Mumia Abu-Jamal
Mumia Abu-Jamal

O poder dos protestos

Por Mumia Abu-Jamal

Havia algo de glorioso nos milhões de pessoas que, em todo o mundo – da Grã-Bretanha a Bombaim, de Moscovo a Minneapolis, de Paris a S. Petersburgo, em quase 600 cidades segundo alguns relatos –, estiveram unidas em oposição aos anseios de guerra do Governo Bush em Washington.

Há poucas dúvidas que, para a maior parte das pessoas do mundo, os argumentos do Governo Bush falharam tristemente. Mesmo com o apoio do mais prestigiado membro da Administração, o General e Ministro dos Assuntos Externos, Colin Powell, os argumentos do Governo caíram como as folhas do Outono. De facto, os relatórios das Nações Unidas elaborados pelos inspectores Hans Blix e Mohamed El-Baradei transformaram-se numa bofetada para os norte-americanos, provocando que o habitualmente tranquilo Secretário de Estado Powell adoptasse um tom não diplomático, de clara frustração perante o conteúdo dos referidos relatórios.

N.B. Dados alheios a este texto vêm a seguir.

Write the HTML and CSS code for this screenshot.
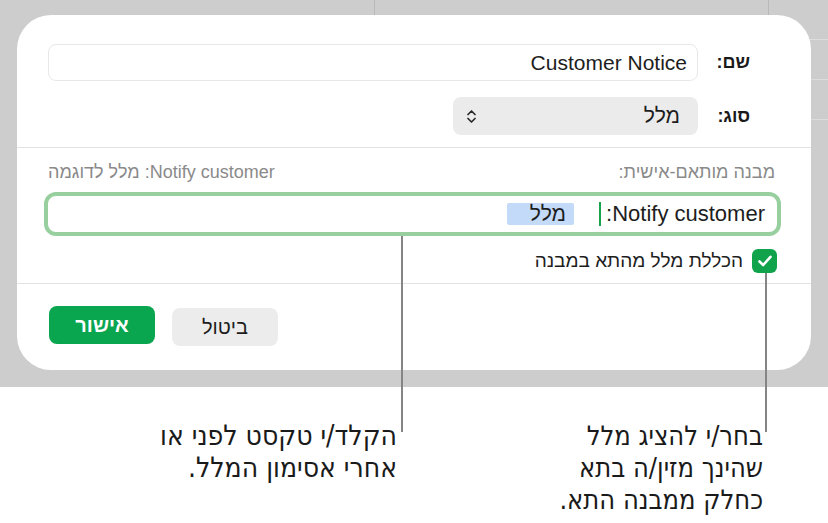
FILE: index.html
```html
<!DOCTYPE html>
<html lang="he">
<head>
  <meta charset="UTF-8">
  <meta name="viewport" content="width=device-width, initial-scale=1.0">
  <title>מבנה מותאם-אישית</title>
  <link rel="stylesheet" href="styles.css">
</head>
<body>
  <div class="page">
    <!-- Spreadsheet behind the dialog -->
    <div class="stage">
      <div class="dialog" dir="rtl">
        <div class="fields">
          <div class="row">
            <span class="label">שם:</span>
            <div class="text-field">Customer Notice</div>
          </div>
          <div class="row">
            <span class="label">סוג:</span>
            <div class="popup">
              <span>מלל</span>
              <svg class="chevron" width="9" height="15" viewBox="0 0 9 15">
                <path d="M1 5.5 L4.5 2 L8 5.5 M1 9.5 L4.5 13 L8 9.5" fill="none" stroke="#2a2a2a" stroke-width="1.7" stroke-linecap="round" stroke-linejoin="round"/>
              </svg>
            </div>
          </div>
        </div>

        <div class="format">
          <div class="format-head">
            <span>מבנה מותאם-אישית:</span>
            <span>Notify customer: מלל לדוגמה</span>
          </div>
          <div class="token-field">Notify customer:<span class="caret"></span><span class="token">מלל</span></div>
          <label class="check-row">
            <span class="checkbox">
              <svg width="16" height="14" viewBox="0 0 16 14">
                <path d="M2.5 7.5 L6.2 11 L13.5 2.8" fill="none" stroke="#fff" stroke-width="2.6" stroke-linecap="round" stroke-linejoin="round"/>
              </svg>
            </span>
            <span>הכללת מלל מהתא במבנה</span>
          </label>
        </div>

        <div class="footer">
          <button class="button cancel">ביטול</button>
          <button class="button ok">אישור</button>
        </div>
      </div>
    </div>

    <!-- Callouts -->
    <div class="notes" dir="rtl">
      <p class="note note-right">בחר/י להציג מלל<br>שהינך מזין/ה בתא<br>כחלק ממבנה התא.</p>
      <p class="note note-left">הקלד/י טקסט לפני או<br>אחרי אסימון המלל.</p>
    </div>
    <span class="leader leader-token"></span>
    <span class="leader leader-check"></span>
  </div>
</body>
</html>
```

FILE: styles.css
```css
body {
  margin: 0;
  background: #fff;
  font-family: "Liberation Sans", "DejaVu Sans", sans-serif;
  color: #1d1d1d;
}

.page {
  position: relative;
  width: 828px;
  height: 523px;
  overflow: hidden;
}

.stage {
  height: 387px;
  padding-top: 15px;
  box-sizing: border-box;
  background-color: #cdcdcd;
  background-image:
    linear-gradient(#b9b9b9, #b9b9b9),
    linear-gradient(#b9b9b9, #b9b9b9),
    repeating-linear-gradient(to bottom, transparent 0 39px, #dddddd 39px 40px);
  background-size: 1px 15px, 1px 15px, 60px 120px;
  background-position: 374px 0, 768px 0, 769px 0;
  background-repeat: no-repeat;
}

.dialog {
  width: 794px;
  height: 355px;
  margin-left: 17px;
  background: #fff;
  border-radius: 34px;
  box-sizing: border-box;
}

.fields {
  display: flex;
  flex-direction: column;
  gap: 16px;
  padding: 29px 61px 12px 31px;
}

.row {
  display: flex;
  align-items: center;
}

.label {
  flex: none;
  width: 52px;
  font-size: 18px;
  font-weight: bold;
  color: #1a1a1a;
}

.text-field {
  flex: 1;
  height: 37px;
  line-height: 35px;
  padding: 0 10px;
  border: 1px solid #e8e8e8;
  border-radius: 8px;
  box-sizing: border-box;
  font-size: 21px;
  color: #1d1d1d;
}

.popup {
  width: 245px;
  height: 38px;
  display: flex;
  align-items: center;
  justify-content: space-between;
  padding: 0 18px 0 14px;
  box-sizing: border-box;
  background: #ebebeb;
  border-radius: 8px;
  font-size: 21px;
}

.format {
  border-top: 1px solid #e3e3e3;
  border-bottom: 1px solid #e3e3e3;
  padding: 13px 34px 10px 31px;
}

.format-head {
  display: flex;
  justify-content: space-between;
  font-size: 18px;
  line-height: 22px;
  color: #8a8a8a;
  padding-right: 2px;
}

.token-field {
  display: flex;
  align-items: center;
  height: 44px;
  margin: 9px -4px 0;
  padding: 0 12px;
  box-sizing: border-box;
  border: 4px solid #98cf9e;
  border-radius: 12px;
  font-size: 22px;
  color: #1d1d1d;
}

.caret {
  width: 2px;
  height: 24px;
  margin: 0 5px 0 25px;
  background: #18a24b;
}

.token {
  width: 67px;
  height: 22px;
  line-height: 22px;
  padding-right: 8px;
  box-sizing: border-box;
  background: #c3dbf8;
  border-radius: 2px;
  font-size: 21px;
}

.check-row {
  display: flex;
  align-items: center;
  gap: 9px;
  margin-top: 13px;
  font-size: 19px;
  color: #1d1d1d;
}

.checkbox {
  width: 25px;
  height: 24px;
  display: flex;
  align-items: center;
  justify-content: center;
  background: #11a24c;
  border-radius: 6px;
}

.footer {
  display: flex;
  justify-content: flex-end;
  align-items: flex-start;
  gap: 17px;
  padding: 22px 0 0 32px;
}

.button {
  width: 106px;
  height: 38px;
  border: none;
  border-radius: 8px;
  font-family: inherit;
  font-size: 20px;
  cursor: pointer;
}

.cancel {
  margin-top: 2px;
  background: #ececec;
  color: #1d1d1d;
}

.ok {
  background: #0aa54f;
  color: #fff;
  font-weight: bold;
}

.notes {
  display: flex;
  gap: 126px;
  padding: 33px 65px 0 0;
}

.note {
  margin: 0;
  font-family: "DejaVu Sans", sans-serif;
  font-stretch: condensed;
  font-size: 27px;
  line-height: 32px;
  color: #1a1a1a;
}

.note-left {
  font-size: 28px;
}

.note-right {
  width: 240px;
}

.note-left {
  width: 260px;
}

.leader {
  position: absolute;
  width: 2px;
  background: #858585;
}

.leader-token {
  left: 401px;
  top: 236px;
  height: 196px;
}

.leader-check {
  left: 765px;
  top: 273px;
  height: 159px;
}
```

Mesmo com um significativo e firme apoio da comunicação social e dos resquícios do 11 de Setembro, o Governo Bush teve de se socorrer dos seus parceiros estratégicos para encontrar algum mecanismo que lhe permitisse (usando as palavras de Shakespeare) “largar os cães de guerra”.

Os Estados Unidos, atiçados pela ânsia das vastas reservas de petróleo do subsolo iraquiano, ameaçam acabar com a ONU e mesmo estilhaçar a NATO, a fim de alcançarem os seus objectivos imperialistas unilaterais, o que implica destruírem qualquer entidade que não reconheça abertamente sua hegemonia. Só o poder do povo, manifestado nos grandiosos, militantes, alegres e entusiasmantes protestos que ocorreram por todo o mundo, pode colocar um travão à guerra do império.

É um esplêndido começo, mas é só um começo.

Mas o Governo Bush é um “poder” que não é representativo do povo. Se formos honestos, temos que reconhecer que nenhum deles o é. Eles protegem os interesses do poder do dinheiro que governa dentro das paredes fechadas de Washington, tanto nas Administrações democratas como nas republicanas: é a “corporatocracia”, o inexorável domínio do capital.

Se o povo quer realmente a paz; se quer transformar essa infernal dependência da guerra que orienta cada Administração norte-americana, então deve começar a organizar-se para mudar profundamente esta ordem política, começando por baixo e terminando no topo. Isto significa, de facto, o fim da estratégia do “mal menor” dos políticos norte-americanos. Significa votar, sim, mas votar no que a gente realmente quer e necessita. Significa olhar para os partidos maioritários como traidores da democracia, como guardiães dos mesmos interesses corporativos que querem, não apenas a guerra, mas uma guerra interminável durante gerações, para proteger as suas infames riquezas e opulência.

Isto significa mudança. Numa palavra, Revolução. Significa isso ou nada.

Significa atirar para longe a profunda dependência norte-americana, não só do petróleo, como da hierarquia do poder, da necessidade de serem líderes. Significa transformação social.

As maciças manifestações que ocorreram em todo o mundo foram mais que uma censura ao Governo Bush em Washington DC. Foram um ataque implícito à comunicação social norte-americana que, através de sua contínua propaganda, música militar e estratégia de diabolização, se comporta como o punho de ferro das elites políticas e económicas. Significa que milhões de pessoas rejeitaram o programa de guerra propagado pelos meios de comunicação propriedade do capital.

Isto também é um bom começo, mas não pode ser o fim.

Os meios de comunicação que servem a uns poucos poderosos e que ignoram as tragédias diárias dos trabalhadores e desempregados, dos que sofrem em cada Estado que integra a “União”, deveriam ser desprezados.

Um verdadeiro movimento pela paz deve fazer mais que marchar, deve lutar. Deve lutar por um mundo melhor, contra as forças da ganância e os interesses minoritários; deve lutar pelo direito à paz, numa nação profundamente dedicada à guerra.